Aaron Bertrand shows off one of the reasons I like SQL so much:
As an analogy, there are many routes you can take from New York City to Dallas. Some may be faster than others, some may be fewer miles but take longer, some are more fuel-efficient due to average speed limits, some more scenic, and some more toll-friendly. The beauty is that if you and I are independently planning the same trip, we can choose our routes based on our individual priorities. I may not like interstates, or I may prefer to drive more westerly until the sun starts setting, and you may want to see a particular tourist attraction, visit an uncle, or stop in a certain city.
A query is similar. Usually, performance is of utmost importance, but even that isn’t always true. When two or more queries give the same answer and have identical (or “close enough”) performance, the choice can come down to other factors, as mentioned above. I recently answered a question on Stack Overflow where the user was asking how to filter a grouping where an aggregate condition was true.

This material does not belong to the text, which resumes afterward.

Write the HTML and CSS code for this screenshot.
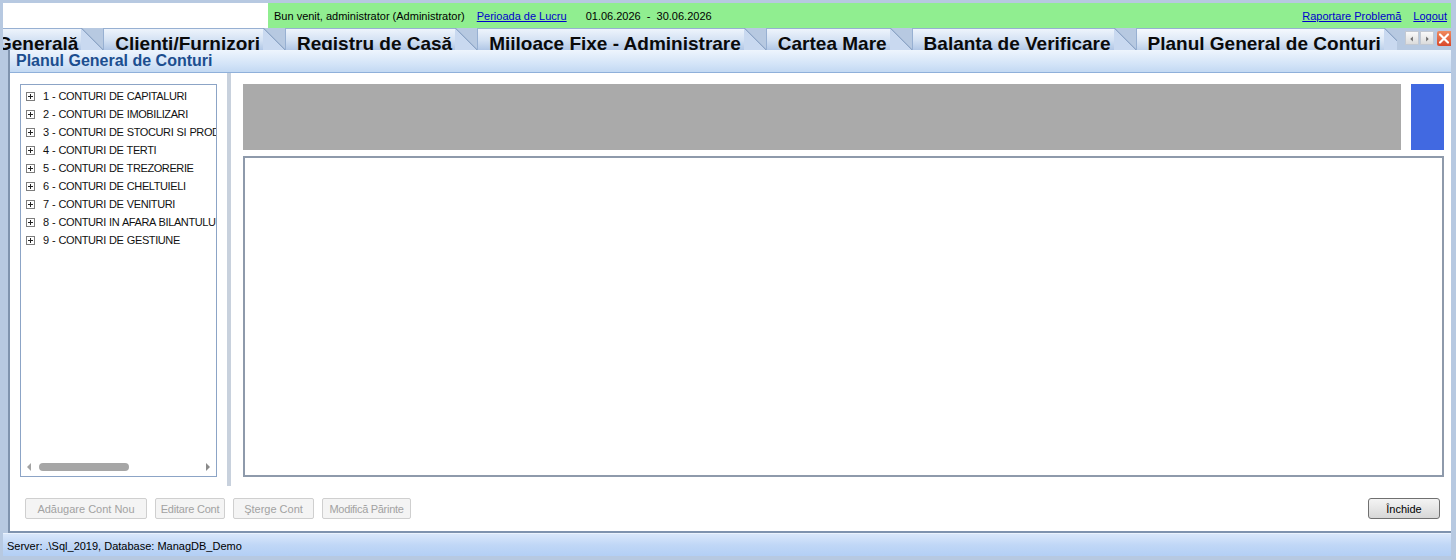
FILE: index.html
```html
<!DOCTYPE html>
<html lang="ro">
<head>
  <meta charset="UTF-8">
  <title>Planul General de Conturi</title>
  <link rel="stylesheet" href="styles.css">
</head>
<body>
  <div class="app">
    <div class="topbar">
      <div class="logo-box"></div>
      <div class="greeting">
        <span>Bun venit, administrator (Administrator)</span>
        <a href="#" class="period-link">Perioada de Lucru</a>
        <span class="dates">01.06.2026&nbsp; - &nbsp;30.06.2026</span>
        <span class="spacer"></span>
        <a href="#">Raportare Problemă</a>
        <a href="#" class="logout">Logout</a>
      </div>
    </div>

    <div class="tabstrip">
      <div class="tabs">
        <div class="tab"><span class="tab-text">Generală</span><span class="tab-edge"></span></div>
        <div class="tab"><span class="tab-text">Clienti/Furnizori</span><span class="tab-edge"></span></div>
        <div class="tab"><span class="tab-text">Registru de Casă</span><span class="tab-edge"></span></div>
        <div class="tab"><span class="tab-text">Mijloace Fixe - Administrare</span><span class="tab-edge"></span></div>
        <div class="tab"><span class="tab-text">Cartea Mare</span><span class="tab-edge"></span></div>
        <div class="tab"><span class="tab-text">Balanta de Verificare</span><span class="tab-edge"></span></div>
        <div class="tab active"><span class="tab-text">Planul General de Conturi</span><span class="tab-edge"></span></div>
      </div>
      <div class="tab-nav">
        <span class="nav-btn"><svg width="14" height="14" viewBox="0 0 14 14"><path d="M5 7 L8 4 L8 10 Z" fill="#6d6d6d"/></svg></span>
        <span class="nav-btn"><svg width="14" height="14" viewBox="0 0 14 14"><path d="M9 7 L6 4 L6 10 Z" fill="#6d6d6d"/></svg></span>
        <span class="close-btn"><svg width="14" height="15" viewBox="0 0 14 15"><path d="M3 3.5 L11 11.5 M11 3.5 L3 11.5" stroke="#fff" stroke-width="2.2" stroke-linecap="round"/></svg></span>
      </div>
    </div>

    <div class="window">
      <div class="window-title">Planul General de Conturi</div>
      <div class="window-body">
        <div class="main">
          <div class="tree-pane">
            <div class="tree">
              <ul class="tree-list">
                <li><span class="plus"></span>1 - CONTURI DE CAPITALURI</li>
                <li><span class="plus"></span>2 - CONTURI DE IMOBILIZARI</li>
                <li><span class="plus"></span>3 - CONTURI DE STOCURI SI PRODUCTIE IN CURS</li>
                <li><span class="plus"></span>4 - CONTURI DE TERTI</li>
                <li><span class="plus"></span>5 - CONTURI DE TREZORERIE</li>
                <li><span class="plus"></span>6 - CONTURI DE CHELTUIELI</li>
                <li><span class="plus"></span>7 - CONTURI DE VENITURI</li>
                <li><span class="plus"></span>8 - CONTURI IN AFARA BILANTULUI</li>
                <li><span class="plus"></span>9 - CONTURI DE GESTIUNE</li>
              </ul>
              <div class="hscroll">
                <svg width="8" height="10" viewBox="0 0 8 10"><path d="M6 1 L2 5 L6 9 Z" fill="#a3a3a3"/></svg>
                <span class="thumb-track"><span class="thumb"></span></span>
                <svg width="8" height="10" viewBox="0 0 8 10"><path d="M2 1 L6 5 L2 9 Z" fill="#8a8a8a"/></svg>
              </div>
            </div>
          </div>
          <div class="splitter"></div>
          <div class="content-pane">
            <div class="header-row">
              <div class="gray-bar"></div>
              <div class="blue-block"></div>
            </div>
            <div class="detail-box"></div>
          </div>
        </div>
        <div class="actions">
          <button class="btn btn-add" disabled>Adăugare Cont Nou</button>
          <button class="btn btn-edit" disabled>Editare Cont</button>
          <button class="btn btn-del" disabled>Şterge Cont</button>
          <button class="btn btn-parent" disabled>Modifică Părinte</button>
          <span class="spacer"></span>
          <button class="btn btn-close">Închide</button>
        </div>
      </div>
    </div>

    <div class="statusbar">Server: .\Sql_2019, Database: ManagDB_Demo</div>
  </div>
</body>
</html>
```

FILE: styles.css
```css
body {
  margin: 0;
  background: #b7c9e1;
  font-family: "Liberation Sans", Arial, sans-serif;
  font-size: 11px;
  color: #000;
}
.app {
  height: 560px;
  padding: 3px 5px 0 3px;
  box-sizing: border-box;
  display: flex;
  flex-direction: column;
  overflow: hidden;
}

/* top bar */
.topbar {
  display: flex;
  height: 25px;
}
.logo-box {
  width: 265px;
  background: #fff;
}
.greeting {
  flex: 1;
  background: #90ee90;
  display: flex;
  align-items: center;
  padding: 0 4px 0 6px;
  white-space: nowrap;
}
.greeting a {
  color: #0000cc;
}
.period-link {
  margin-left: 12px;
}
.dates {
  margin-left: 19px;
}
.logout {
  margin-left: 12px;
}
.spacer {
  flex: 1;
}

/* tabs */
.tabstrip {
  display: flex;
  height: 22px;
  background: #b7c9e1;
}
.tabs {
  flex: 1;
  display: flex;
  overflow: hidden;
}
.tab {
  display: flex;
  flex-shrink: 0;
  height: 22px;
}
.tab:first-child {
  margin-left: -18px;
}
.tab-text {
  padding: 0 3px 0 11px;
  background: linear-gradient(#eef4fc, #d3e1f3 55%, #b1c7e6);
  border-top: 1px solid #97b0d2;
  border-left: 1px solid #97b0d2;
  font-size: 19px;
  font-weight: bold;
  line-height: 29px;
  height: 21px;
  overflow: hidden;
  color: #0a0a0a;
  white-space: nowrap;
}
.tab-edge {
  width: 22px;
  height: 22px;
  background: linear-gradient(to top right, #c9d9f0 49%, #8ea6c7 50%, #b7c9e1 54%);
}
.tab.active .tab-text {
  background: linear-gradient(#f5f9fe, #dde8f6 55%, #bcd0ea);
}
.tab-nav {
  display: flex;
  align-items: flex-start;
  padding: 3px 0 0 8px;
  gap: 1px;
}
.nav-btn {
  width: 14px;
  height: 14px;
  background: linear-gradient(#fafafa, #dcdcdc);
  border: 1px solid #c3c9d2;
  box-sizing: border-box;
  display: flex;
}
.close-btn {
  margin-left: 2px;
  width: 14px;
  height: 15px;
  background: linear-gradient(#f08a5e, #d9482a);
  border-radius: 2px 0 0 2px;
  display: flex;
}

/* window */
.window {
  margin-left: 5px;
  flex: 0 0 auto;
  background: #fff;
  border-left: 2px solid #7f93ae;
  border-bottom: 2px solid #7f93ae;
  display: flex;
  flex-direction: column;
}
.window-title {
  height: 23px;
  box-sizing: border-box;
  background: linear-gradient(#eef5fd, #d5e5f8 60%, #c3d9f3);
  border-bottom: 1px solid #8fb0da;
  color: #1c4e8f;
  font-size: 16px;
  font-weight: bold;
  line-height: 21px;
  padding-left: 6px;
}
.window-body {
  display: flex;
  flex-direction: column;
}
.main {
  display: flex;
  height: 413px;
}
.tree-pane {
  padding: 11px 10px 9px 10px;
}
.tree {
  width: 197px;
  height: 393px;
  box-sizing: border-box;
  border: 1px solid #8ca4c6;
  display: flex;
  flex-direction: column;
  overflow: hidden;
}
.tree-list {
  list-style: none;
  margin: 0;
  padding: 2px 0 0 5px;
  flex: 1;
}
.tree-list li {
  height: 18px;
  line-height: 18px;
  white-space: nowrap;
  letter-spacing: -0.4px;
  word-spacing: 0.6px;
  color: #111;
  display: flex;
  align-items: center;
}
.plus {
  position: relative;
  width: 9px;
  height: 9px;
  box-sizing: border-box;
  border: 1px solid #7d7d7d;
  margin-right: 8px;
  flex-shrink: 0;
  background: #fff;
}
.plus::before,
.plus::after {
  content: "";
  position: absolute;
  background: #222;
}
.plus::before {
  left: 1px;
  top: 3px;
  width: 5px;
  height: 1px;
}
.plus::after {
  left: 3px;
  top: 1px;
  width: 1px;
  height: 5px;
}
.hscroll {
  height: 14px;
  margin-bottom: 2px;
  display: flex;
  align-items: center;
  padding: 0 4px;
  gap: 2px;
}
.thumb-track {
  flex: 1;
  display: flex;
}
.thumb {
  width: 90px;
  height: 8px;
  margin-left: 4px;
  border-radius: 4px;
  background: #a6a6a6;
}
.splitter {
  width: 4px;
  background: #c8d1dd;
}
.content-pane {
  flex: 1;
  padding: 11px 7px 9px 12px;
  display: flex;
  flex-direction: column;
}
.header-row {
  display: flex;
  height: 66px;
  gap: 10px;
}
.gray-bar {
  flex: 1;
  background: #aaaaaa;
}
.blue-block {
  width: 33px;
  background: #4169e1;
}
.detail-box {
  flex: 1;
  margin-top: 6px;
  border: 2px solid #8e9aab;
}

/* buttons */
.actions {
  display: flex;
  padding: 12px 11px 12px 15px;
  gap: 8px;
}
.btn {
  height: 21px;
  font-family: "Liberation Sans", Arial, sans-serif;
  font-size: 11px;
  padding: 0;
  background: #f4f4f4;
  border: 1px solid #cfcfcf;
  border-radius: 2px;
  color: #a2a2a2;
  white-space: nowrap;
}
.btn-add {
  width: 122px;
}
.btn-edit {
  width: 70px;
  letter-spacing: -0.2px;
}
.btn-del {
  width: 81px;
}
.btn-parent {
  width: 89px;
  letter-spacing: -0.3px;
}
.btn-close {
  width: 72px;
  color: #000;
  border: 1px solid #707070;
  border-radius: 3px;
  background: linear-gradient(#f4f4f4, #e6e6e6 50%, #d7d7d7);
}

/* status */
.statusbar {
  height: 23px;
  line-height: 24px;
  padding-left: 4px;
  background: linear-gradient(#d9e7fb, #c0d7f6 50%, #b3cff5);
  border-top: 1px solid #eaf2fd;
  box-sizing: border-box;
}
```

The fundamental insight here is that SQL is a 4th generation language, otherwise known as a declarative language: we tell the interpreter what we want and let it determine a path to get us there. By contrast, 3rd generation languages like C are imperative languages: it does what we tell it to do, no more, no less (until the compiler gets in there and re-writes our code to make it better…but these are academic ideas languages approach, not hard-and-fast mandates). There are benefits and drawbacks to either language depending on how creative you are and how good the interpreter/compiler is.